**Provided material:**
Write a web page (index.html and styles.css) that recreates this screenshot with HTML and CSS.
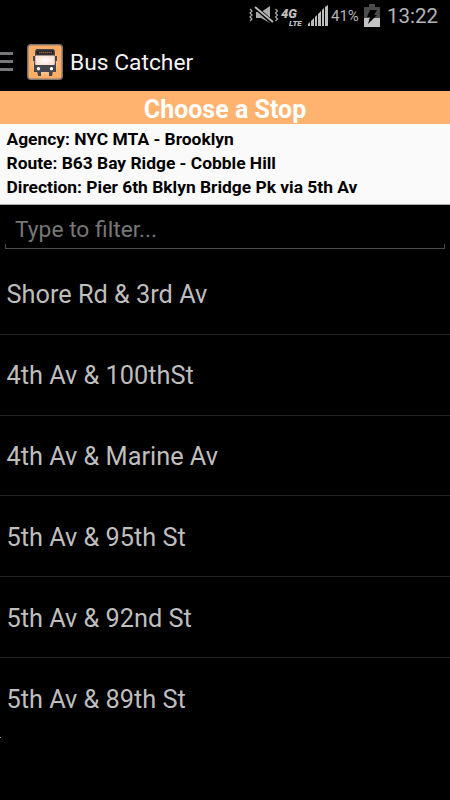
FILE: index.html
```
<!DOCTYPE html>
<html lang="en">
  <head>
    <meta charset="UTF-8" />
    <meta name="viewport" content="width=device-width, initial-scale=1.0" />
    <title>Bus Catcher</title>
    <link rel="stylesheet" href="styles.css">
  </head>
  <body>
    <div class="status-bar">
      <svg class="mute-icon" width="30" height="20" viewBox="0 0 30 20">
        <g fill="none" stroke="#aaa" stroke-width="1.2">
          <path d="M1 4l2 2-2 2 2 2-2 2 2 2-2 2" />
          <path d="M26.500 4l2 2-2 2 2 2-2 2 2 2-2 2" />
        </g>
        <path d="M7 7h5l9-6v17l-9-5H7z" fill="#aaa" />
        <path d="M6 2l18 16" stroke="#000" stroke-width="4" />
        <path d="M6 2l18 15" stroke="#bbb" stroke-width="1.8" />
      </svg>
      <div class="network">
        <span class="network-4g">4G</span>
        <span class="network-lte">LTE</span>
      </div>
      <svg class="signal-icon" width="20" height="21" viewBox="0 0 20 21">
        <path d="M0 21v-2l2-2v4zM3 21v-5l3-3v8zM7 21v-9l2-2v11zM10 21V9l3-3v15zM14 21V5l2-2v18zM17 21V2l3-2v21z" fill="#bebebe" />
      </svg>
      <span class="battery-level">41%</span>
      <svg class="battery-icon" width="16" height="23" viewBox="0 0 16 23">
        <path d="M5 0h6v3h5v20H0V3h5z" fill="#4b4b4b" />
        <path d="M0 14h16v9H0z" fill="#c4c4c4" />
        <path d="M6 6h7l-3 5h3L4 20l2-7H3z" fill="#000" />
      </svg>
      <span class="clock">13:22</span>
    </div>

    <div class="action-bar">
      <div class="menu-icon"><i></i><i></i><i></i></div>
      <svg class="app-icon" width="36" height="36" viewBox="0 0 36 36">
        <defs>
          <radialGradient id="glow">
            <stop offset="0" stop-color="#fff" />
            <stop offset=".5" stop-color="#ffe4c6" />
            <stop offset="1" stop-color="#fdac65" />
          </radialGradient>
          <radialGradient id="glass">
            <stop offset="0" stop-color="#fff" />
            <stop offset="1" stop-color="#fce0d0" />
          </radialGradient>
        </defs>
        <rect x=".8" y=".8" width="34.4" height="34.4" rx="3" fill="#fdac65" stroke="#7d7671" stroke-width="1.5" />
        <rect x="3" y="4" width="30" height="29" rx="6" fill="url(#glow)" opacity=".75" />
        <path d="M10 5h16q2 0 2 4v3l1 7v9H7v-9l1-7V9q0-4 2-4z" fill="#43454b" />
        <path d="M6 12h2v5H6zM28 12h2v5h-2zM10 27h4v5h-3zM22 27h4l-1 5h-3z" fill="#43454b" />
        <rect x="9.500" y="6.500" width="17" height="4" rx="1" fill="#202126" />
        <path d="M12 8.500h13" stroke="#9a6438" stroke-width="1.300" stroke-dasharray="1.500 .5" />
        <rect x="8.200" y="11.500" width="19.600" height="9.500" rx="1" fill="url(#glass)" />
        <circle cx="11.500" cy="24.800" r="1.700" fill="#fff" />
        <circle cx="24.500" cy="24.800" r="1.700" fill="#fff" />
      </svg>
      <h1 class="app-name">Bus Catcher</h1>
    </div>

    <h2 class="page-title">Choose a Stop</h2>

    <div class="trip-info">
      <p class="agency">Agency: NYC MTA - Brooklyn</p>
      <p class="route">Route: B63 Bay Ridge - Cobble Hill</p>
      <p class="direction">Direction: Pier 6th Bklyn Bridge Pk via 5th Av</p>
    </div>

    <div class="filter">
      <input class="filter-input" type="text" placeholder="Type to filter..." />
    </div>

    <ul class="stops">
      <li>Shore Rd &amp; 3rd Av</li>
      <li>4th Av &amp; 100thSt</li>
      <li>4th Av &amp; Marine Av</li>
      <li>5th Av &amp; 95th St</li>
      <li>5th Av &amp; 92nd St</li>
      <li>5th Av &amp; 89th St</li>
    </ul>
    <div class="list-end"></div>
  </body>
</html>
```
FILE: styles.css
```
* {
  margin: 0;
  padding: 0;
  box-sizing: border-box;
}

body {
  height: 800px;
  overflow: hidden;
  background-color: #000;
  font-family: Roboto, sans-serif;
}

.status-bar {
  height: 32px;
  display: flex;
  align-items: flex-start;
  justify-content: flex-end;
  padding-right: 12px;
  color: #b4b4b4;
}

.mute-icon {
  margin-top: 5px;
}

.network {
  width: 23px;
  height: 20px;
  margin: 9px 0 0 2px;
  font-style: italic;
  font-weight: 900;
  color: #bebebe;
}

.network span {
  display: block;
}

.network-4g {
  font-size: 13px;
  line-height: 10px;
}

.network-lte {
  font-size: 8px;
  line-height: 10px;
  padding-left: 8px;
}

.signal-icon {
  margin: 5px 0 0 4px;
}

.battery-level {
  width: 28px;
  margin: 7px 0 0 3px;
  font-size: 15px;
  line-height: 18px;
}

.battery-icon {
  margin: 4px 0 0 5px;
}

.clock {
  width: 51px;
  margin: 4px 0 0 7px;
  font-size: 20.5px;
  line-height: 25px;
}

.action-bar {
  height: 59px;
  display: flex;
  align-items: center;
}

.menu-icon {
  width: 13px;
  height: 19px;
  display: flex;
  flex-direction: column;
  justify-content: space-between;
}

.menu-icon i {
  height: 3px;
  background-color: #77777b;
}

.app-icon {
  margin: 0 7px 0 14px;
}

.app-name {
  padding-top: 2px;
  font-size: 22.8px;
  font-weight: normal;
  line-height: 30px;
  color: #f3f3f3;
}

.page-title {
  height: 33px;
  background-color: #ffb36e;
  color: #fff;
  font-size: 25px;
  line-height: 37px;
  text-align: center;
}

.trip-info {
  height: 81px;
  padding: 4px 6.5px 0;
  background-color: #fafafa;
  border-bottom: 1px solid #aaa;
  color: #000;
  font-size: 17.4px;
  font-weight: bold;
  line-height: 23.8px;
  white-space: nowrap;
}

.filter {
  height: 49px;
  padding: 5px 5px 0;
}

.filter-input {
  display: block;
  width: 100%;
  height: 39px;
  padding: 0 10px;
  border: none;
  outline: none;
  /* underline with a short upturned tick at each end */
  background: linear-gradient(#4d4d4d, #4d4d4d) left bottom / 100% 1px no-repeat,
    linear-gradient(#4d4d4d, #4d4d4d) left bottom / 1px 5px no-repeat,
    linear-gradient(#4d4d4d, #4d4d4d) right bottom / 1px 5px no-repeat;
  color: #bebebe;
  font-family: Roboto, sans-serif;
  font-size: 22.8px;
}

.filter-input::placeholder {
  color: #777;
}

.stops {
  list-style: none;
}

.stops li {
  height: 80.8px;
  padding-left: 6.5px;
  border-bottom: 1px solid #222;
  color: #bebebe;
  font-size: 25.3px;
  line-height: 81px;
}

.stops li:nth-child(n + 4) {
  line-height: 83px;
}

.stops li:last-child {
  height: 79px;
  border-bottom: none;
}

.list-end {
  width: 1px;
  height: 1px;
  background-color: #999;
}
```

**Given request:**
Reproduce the material in full, word for word, and omit the pictures.

**Result of this exercise:**
Write a web page (index.html and styles.css) that recreates this screenshot with HTML and CSS.
FILE: index.html
```
<!DOCTYPE html>
<html lang="en">
  <head>
    <meta charset="UTF-8" />
    <meta name="viewport" content="width=device-width, initial-scale=1.0" />
    <title>Bus Catcher</title>
    <link rel="stylesheet" href="styles.css">
  </head>
  <body>
    <div class="status-bar">
      <svg class="mute-icon" width="30" height="20" viewBox="0 0 30 20">
        <g fill="none" stroke="#aaa" stroke-width="1.2">
          <path d="M1 4l2 2-2 2 2 2-2 2 2 2-2 2" />
          <path d="M26.500 4l2 2-2 2 2 2-2 2 2 2-2 2" />
        </g>
        <path d="M7 7h5l9-6v17l-9-5H7z" fill="#aaa" />
        <path d="M6 2l18 16" stroke="#000" stroke-width="4" />
        <path d="M6 2l18 15" stroke="#bbb" stroke-width="1.8" />
      </svg>
      <div class="network">
        <span class="network-4g">4G</span>
        <span class="network-lte">LTE</span>
      </div>
      <svg class="signal-icon" width="20" height="21" viewBox="0 0 20 21">
        <path d="M0 21v-2l2-2v4zM3 21v-5l3-3v8zM7 21v-9l2-2v11zM10 21V9l3-3v15zM14 21V5l2-2v18zM17 21V2l3-2v21z" fill="#bebebe" />
      </svg>
      <span class="battery-level">41%</span>
      <svg class="battery-icon" width="16" height="23" viewBox="0 0 16 23">
        <path d="M5 0h6v3h5v20H0V3h5z" fill="#4b4b4b" />
        <path d="M0 14h16v9H0z" fill="#c4c4c4" />
        <path d="M6 6h7l-3 5h3L4 20l2-7H3z" fill="#000" />
      </svg>
      <span class="clock">13:22</span>
    </div>

    <div class="action-bar">
      <div class="menu-icon"><i></i><i></i><i></i></div>
      <svg class="app-icon" width="36" height="36" viewBox="0 0 36 36">
        <defs>
          <radialGradient id="glow">
            <stop offset="0" stop-color="#fff" />
            <stop offset=".5" stop-color="#ffe4c6" />
            <stop offset="1" stop-color="#fdac65" />
          </radialGradient>
          <radialGradient id="glass">
            <stop offset="0" stop-color="#fff" />
            <stop offset="1" stop-color="#fce0d0" />
          </radialGradient>
        </defs>
        <rect x=".8" y=".8" width="34.4" height="34.4" rx="3" fill="#fdac65" stroke="#7d7671" stroke-width="1.5" />
        <rect x="3" y="4" width="30" height="29" rx="6" fill="url(#glow)" opacity=".75" />
        <path d="M10 5h16q2 0 2 4v3l1 7v9H7v-9l1-7V9q0-4 2-4z" fill="#43454b" />
        <path d="M6 12h2v5H6zM28 12h2v5h-2zM10 27h4v5h-3zM22 27h4l-1 5h-3z" fill="#43454b" />
        <rect x="9.500" y="6.500" width="17" height="4" rx="1" fill="#202126" />
        <path d="M12 8.500h13" stroke="#9a6438" stroke-width="1.300" stroke-dasharray="1.500 .5" />
        <rect x="8.200" y="11.500" width="19.600" height="9.500" rx="1" fill="url(#glass)" />
        <circle cx="11.500" cy="24.800" r="1.700" fill="#fff" />
        <circle cx="24.500" cy="24.800" r="1.700" fill="#fff" />
      </svg>
      <h1 class="app-name">Bus Catcher</h1>
    </div>

    <h2 class="page-title">Choose a Stop</h2>

    <div class="trip-info">
      <p class="agency">Agency: NYC MTA - Brooklyn</p>
      <p class="route">Route: B63 Bay Ridge - Cobble Hill</p>
      <p class="direction">Direction: Pier 6th Bklyn Bridge Pk via 5th Av</p>
    </div>

    <div class="filter">
      <input class="filter-input" type="text" placeholder="Type to filter..." />
    </div>

    <ul class="stops">
      <li>Shore Rd &amp; 3rd Av</li>
      <li>4th Av &amp; 100thSt</li>
      <li>4th Av &amp; Marine Av</li>
      <li>5th Av &amp; 95th St</li>
      <li>5th Av &amp; 92nd St</li>
      <li>5th Av &amp; 89th St</li>
    </ul>
    <div class="list-end"></div>
  </body>
</html>
```
FILE: styles.css
```
* {
  margin: 0;
  padding: 0;
  box-sizing: border-box;
}

body {
  height: 800px;
  overflow: hidden;
  background-color: #000;
  font-family: Roboto, sans-serif;
}

.status-bar {
  height: 32px;
  display: flex;
  align-items: flex-start;
  justify-content: flex-end;
  padding-right: 12px;
  color: #b4b4b4;
}

.mute-icon {
  margin-top: 5px;
}

.network {
  width: 23px;
  height: 20px;
  margin: 9px 0 0 2px;
  font-style: italic;
  font-weight: 900;
  color: #bebebe;
}

.network span {
  display: block;
}

.network-4g {
  font-size: 13px;
  line-height: 10px;
}

.network-lte {
  font-size: 8px;
  line-height: 10px;
  padding-left: 8px;
}

.signal-icon {
  margin: 5px 0 0 4px;
}

.battery-level {
  width: 28px;
  margin: 7px 0 0 3px;
  font-size: 15px;
  line-height: 18px;
}

.battery-icon {
  margin: 4px 0 0 5px;
}

.clock {
  width: 51px;
  margin: 4px 0 0 7px;
  font-size: 20.5px;
  line-height: 25px;
}

.action-bar {
  height: 59px;
  display: flex;
  align-items: center;
}

.menu-icon {
  width: 13px;
  height: 19px;
  display: flex;
  flex-direction: column;
  justify-content: space-between;
}

.menu-icon i {
  height: 3px;
  background-color: #77777b;
}

.app-icon {
  margin: 0 7px 0 14px;
}

.app-name {
  padding-top: 2px;
  font-size: 22.8px;
  font-weight: normal;
  line-height: 30px;
  color: #f3f3f3;
}

.page-title {
  height: 33px;
  background-color: #ffb36e;
  color: #fff;
  font-size: 25px;
  line-height: 37px;
  text-align: center;
}

.trip-info {
  height: 81px;
  padding: 4px 6.5px 0;
  background-color: #fafafa;
  border-bottom: 1px solid #aaa;
  color: #000;
  font-size: 17.4px;
  font-weight: bold;
  line-height: 23.8px;
  white-space: nowrap;
}

.filter {
  height: 49px;
  padding: 5px 5px 0;
}

.filter-input {
  display: block;
  width: 100%;
  height: 39px;
  padding: 0 10px;
  border: none;
  outline: none;
  /* underline with a short upturned tick at each end */
  background: linear-gradient(#4d4d4d, #4d4d4d) left bottom / 100% 1px no-repeat,
    linear-gradient(#4d4d4d, #4d4d4d) left bottom / 1px 5px no-repeat,
    linear-gradient(#4d4d4d, #4d4d4d) right bottom / 1px 5px no-repeat;
  color: #bebebe;
  font-family: Roboto, sans-serif;
  font-size: 22.8px;
}

.filter-input::placeholder {
  color: #777;
}

.stops {
  list-style: none;
}

.stops li {
  height: 80.8px;
  padding-left: 6.5px;
  border-bottom: 1px solid #222;
  color: #bebebe;
  font-size: 25.3px;
  line-height: 81px;
}

.stops li:nth-child(n + 4) {
  line-height: 83px;
}

.stops li:last-child {
  height: 79px;
  border-bottom: none;
}

.list-end {
  width: 1px;
  height: 1px;
  background-color: #999;
}
```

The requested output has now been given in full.